Supplied information

⟨

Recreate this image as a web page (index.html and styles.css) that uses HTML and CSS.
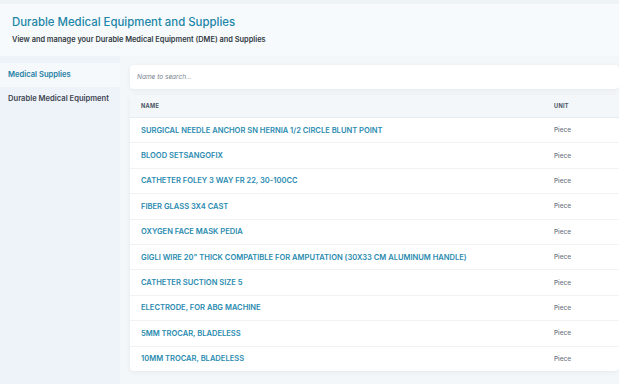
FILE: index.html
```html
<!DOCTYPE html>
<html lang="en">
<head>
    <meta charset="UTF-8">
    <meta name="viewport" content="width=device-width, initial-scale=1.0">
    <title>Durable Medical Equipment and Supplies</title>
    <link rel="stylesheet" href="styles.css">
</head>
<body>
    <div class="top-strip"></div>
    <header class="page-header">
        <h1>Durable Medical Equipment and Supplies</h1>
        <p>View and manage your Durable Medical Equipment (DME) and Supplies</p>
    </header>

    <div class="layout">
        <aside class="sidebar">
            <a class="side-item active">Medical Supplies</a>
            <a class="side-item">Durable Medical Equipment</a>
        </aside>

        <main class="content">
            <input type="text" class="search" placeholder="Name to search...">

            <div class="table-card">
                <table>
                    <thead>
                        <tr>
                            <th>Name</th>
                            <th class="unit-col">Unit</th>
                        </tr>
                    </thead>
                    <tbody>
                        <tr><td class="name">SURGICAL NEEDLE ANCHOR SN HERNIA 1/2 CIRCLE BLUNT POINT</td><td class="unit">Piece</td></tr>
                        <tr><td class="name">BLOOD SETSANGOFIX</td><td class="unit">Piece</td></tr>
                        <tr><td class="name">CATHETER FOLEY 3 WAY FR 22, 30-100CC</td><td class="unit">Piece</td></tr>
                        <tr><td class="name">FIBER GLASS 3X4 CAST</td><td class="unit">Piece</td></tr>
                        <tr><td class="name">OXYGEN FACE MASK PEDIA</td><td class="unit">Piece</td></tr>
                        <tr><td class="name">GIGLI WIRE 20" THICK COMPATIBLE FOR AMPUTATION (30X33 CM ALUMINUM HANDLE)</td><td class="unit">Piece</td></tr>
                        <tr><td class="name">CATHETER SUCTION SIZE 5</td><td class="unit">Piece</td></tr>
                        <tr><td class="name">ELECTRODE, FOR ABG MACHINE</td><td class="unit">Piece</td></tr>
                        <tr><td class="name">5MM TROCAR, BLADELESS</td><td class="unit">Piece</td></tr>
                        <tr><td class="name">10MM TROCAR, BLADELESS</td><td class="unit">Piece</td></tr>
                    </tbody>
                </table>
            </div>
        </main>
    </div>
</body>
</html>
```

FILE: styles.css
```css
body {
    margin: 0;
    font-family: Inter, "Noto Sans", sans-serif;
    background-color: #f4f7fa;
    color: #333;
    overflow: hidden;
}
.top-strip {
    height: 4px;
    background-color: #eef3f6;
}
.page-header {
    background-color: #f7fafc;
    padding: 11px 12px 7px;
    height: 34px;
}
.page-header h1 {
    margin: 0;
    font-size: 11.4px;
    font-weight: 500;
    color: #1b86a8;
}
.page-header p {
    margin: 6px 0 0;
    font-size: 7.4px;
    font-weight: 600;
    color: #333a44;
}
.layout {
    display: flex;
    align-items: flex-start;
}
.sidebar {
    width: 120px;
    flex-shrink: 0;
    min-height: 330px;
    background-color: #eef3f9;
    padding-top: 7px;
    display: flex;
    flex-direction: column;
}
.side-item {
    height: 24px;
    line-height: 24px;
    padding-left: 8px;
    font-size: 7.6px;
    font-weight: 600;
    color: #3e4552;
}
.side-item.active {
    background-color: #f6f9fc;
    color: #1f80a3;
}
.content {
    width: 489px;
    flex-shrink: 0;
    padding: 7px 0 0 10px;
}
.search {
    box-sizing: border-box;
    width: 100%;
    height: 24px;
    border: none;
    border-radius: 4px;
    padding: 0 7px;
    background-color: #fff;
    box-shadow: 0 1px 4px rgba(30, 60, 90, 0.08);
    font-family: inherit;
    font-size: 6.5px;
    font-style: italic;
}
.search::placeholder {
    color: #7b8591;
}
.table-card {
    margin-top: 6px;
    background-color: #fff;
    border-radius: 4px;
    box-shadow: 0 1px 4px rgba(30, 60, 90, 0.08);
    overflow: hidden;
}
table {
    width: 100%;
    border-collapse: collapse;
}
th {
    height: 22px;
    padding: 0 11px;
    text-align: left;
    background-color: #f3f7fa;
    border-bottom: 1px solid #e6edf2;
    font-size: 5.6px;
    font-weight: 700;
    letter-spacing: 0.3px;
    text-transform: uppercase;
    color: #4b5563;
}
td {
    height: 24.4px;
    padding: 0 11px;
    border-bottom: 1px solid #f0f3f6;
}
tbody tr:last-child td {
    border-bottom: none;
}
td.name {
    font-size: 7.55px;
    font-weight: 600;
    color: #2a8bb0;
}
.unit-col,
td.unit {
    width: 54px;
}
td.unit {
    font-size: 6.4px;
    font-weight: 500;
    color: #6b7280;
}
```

⟩

What to do
Reproduce each line exactly, please, except for any pictures.

Written response
Recreate this image as a web page (index.html and styles.css) that uses HTML and CSS.
FILE: index.html
```html
<!DOCTYPE html>
<html lang="en">
<head>
    <meta charset="UTF-8">
    <meta name="viewport" content="width=device-width, initial-scale=1.0">
    <title>Durable Medical Equipment and Supplies</title>
    <link rel="stylesheet" href="styles.css">
</head>
<body>
    <div class="top-strip"></div>
    <header class="page-header">
        <h1>Durable Medical Equipment and Supplies</h1>
        <p>View and manage your Durable Medical Equipment (DME) and Supplies</p>
    </header>

    <div class="layout">
        <aside class="sidebar">
            <a class="side-item active">Medical Supplies</a>
            <a class="side-item">Durable Medical Equipment</a>
        </aside>

        <main class="content">
            <input type="text" class="search" placeholder="Name to search...">

            <div class="table-card">
                <table>
                    <thead>
                        <tr>
                            <th>Name</th>
                            <th class="unit-col">Unit</th>
                        </tr>
                    </thead>
                    <tbody>
                        <tr><td class="name">SURGICAL NEEDLE ANCHOR SN HERNIA 1/2 CIRCLE BLUNT POINT</td><td class="unit">Piece</td></tr>
                        <tr><td class="name">BLOOD SETSANGOFIX</td><td class="unit">Piece</td></tr>
                        <tr><td class="name">CATHETER FOLEY 3 WAY FR 22, 30-100CC</td><td class="unit">Piece</td></tr>
                        <tr><td class="name">FIBER GLASS 3X4 CAST</td><td class="unit">Piece</td></tr>
                        <tr><td class="name">OXYGEN FACE MASK PEDIA</td><td class="unit">Piece</td></tr>
                        <tr><td class="name">GIGLI WIRE 20" THICK COMPATIBLE FOR AMPUTATION (30X33 CM ALUMINUM HANDLE)</td><td class="unit">Piece</td></tr>
                        <tr><td class="name">CATHETER SUCTION SIZE 5</td><td class="unit">Piece</td></tr>
                        <tr><td class="name">ELECTRODE, FOR ABG MACHINE</td><td class="unit">Piece</td></tr>
                        <tr><td class="name">5MM TROCAR, BLADELESS</td><td class="unit">Piece</td></tr>
                        <tr><td class="name">10MM TROCAR, BLADELESS</td><td class="unit">Piece</td></tr>
                    </tbody>
                </table>
            </div>
        </main>
    </div>
</body>
</html>
```

FILE: styles.css
```css
body {
    margin: 0;
    font-family: Inter, "Noto Sans", sans-serif;
    background-color: #f4f7fa;
    color: #333;
    overflow: hidden;
}
.top-strip {
    height: 4px;
    background-color: #eef3f6;
}
.page-header {
    background-color: #f7fafc;
    padding: 11px 12px 7px;
    height: 34px;
}
.page-header h1 {
    margin: 0;
    font-size: 11.4px;
    font-weight: 500;
    color: #1b86a8;
}
.page-header p {
    margin: 6px 0 0;
    font-size: 7.4px;
    font-weight: 600;
    color: #333a44;
}
.layout {
    display: flex;
    align-items: flex-start;
}
.sidebar {
    width: 120px;
    flex-shrink: 0;
    min-height: 330px;
    background-color: #eef3f9;
    padding-top: 7px;
    display: flex;
    flex-direction: column;
}
.side-item {
    height: 24px;
    line-height: 24px;
    padding-left: 8px;
    font-size: 7.6px;
    font-weight: 600;
    color: #3e4552;
}
.side-item.active {
    background-color: #f6f9fc;
    color: #1f80a3;
}
.content {
    width: 489px;
    flex-shrink: 0;
    padding: 7px 0 0 10px;
}
.search {
    box-sizing: border-box;
    width: 100%;
    height: 24px;
    border: none;
    border-radius: 4px;
    padding: 0 7px;
    background-color: #fff;
    box-shadow: 0 1px 4px rgba(30, 60, 90, 0.08);
    font-family: inherit;
    font-size: 6.5px;
    font-style: italic;
}
.search::placeholder {
    color: #7b8591;
}
.table-card {
    margin-top: 6px;
    background-color: #fff;
    border-radius: 4px;
    box-shadow: 0 1px 4px rgba(30, 60, 90, 0.08);
    overflow: hidden;
}
table {
    width: 100%;
    border-collapse: collapse;
}
th {
    height: 22px;
    padding: 0 11px;
    text-align: left;
    background-color: #f3f7fa;
    border-bottom: 1px solid #e6edf2;
    font-size: 5.6px;
    font-weight: 700;
    letter-spacing: 0.3px;
    text-transform: uppercase;
    color: #4b5563;
}
td {
    height: 24.4px;
    padding: 0 11px;
    border-bottom: 1px solid #f0f3f6;
}
tbody tr:last-child td {
    border-bottom: none;
}
td.name {
    font-size: 7.55px;
    font-weight: 600;
    color: #2a8bb0;
}
.unit-col,
td.unit {
    width: 54px;
}
td.unit {
    font-size: 6.4px;
    font-weight: 500;
    color: #6b7280;
}
```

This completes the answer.